The biggest one I ever saw was used to ground a power stattion, and it was rated at several megawatts.....

new schematic with 10 ohm resister inline from relay to cap


are these labels correct


6 years ago

IF you don't like batteries here is a way to use the SCR anode.
Also as the SCR turns On, so the gate diminishes current.
The MOC3023 opto-triac available from Jameco.  .  .  .   A


I have no idea what you just wrote, i envy your understanding

I guess you've reached absorption limit for the day ( called Peter principle )

Read this later.

I show you how to turn ON your SCR without  two of the AA batteries.

The MOC3023 is a High voltage switch see the dotted line.

The SCR will turn On anytime current flows into the gate.

When your capacitor is charged and you are holding the probes against the target the SCR is holding back all the stored power.

IF that dashed switch gets closed,
a current will begin to flow Orange Path from the Anode through 470 ohm Resistor and ultimately through the Gate to the Cathode.

Of course the SCR turns On Red Path and rapidly discharges the main power capacitor.

When the Capacitor is discharged, both currents fall to zero
ie nothing even if you keep your foot on the switch.


I have the scr hooked up to the negative, so will that still work? I ask because you say that the current will flow from the anode? Its a nice idea, but i will probably just use 4 AA's, I keep lots of them around, and they should last a while

Personally I'd isolate the PSU during the discharge cycle.
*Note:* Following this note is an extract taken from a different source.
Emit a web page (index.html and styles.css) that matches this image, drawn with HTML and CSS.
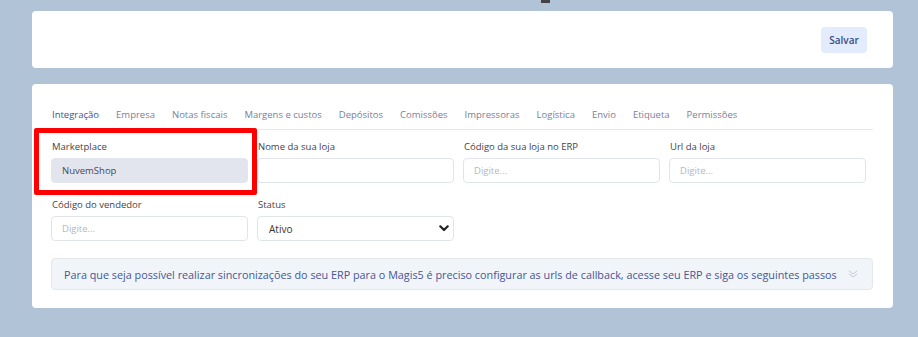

And nothing there limits the welding current AFAIR, you need a fat, non-inductive resistor to do that for you - or your weld quality may be poor.

steve, are you an engineer? It always seems like your the one to help me the most.

how would you recommend doing that, isolatethe psu during discharge, and the resistor?

For my sins, yes.

You could use a relay. The footswitch pushes off the relay then the relay fires the thyristor.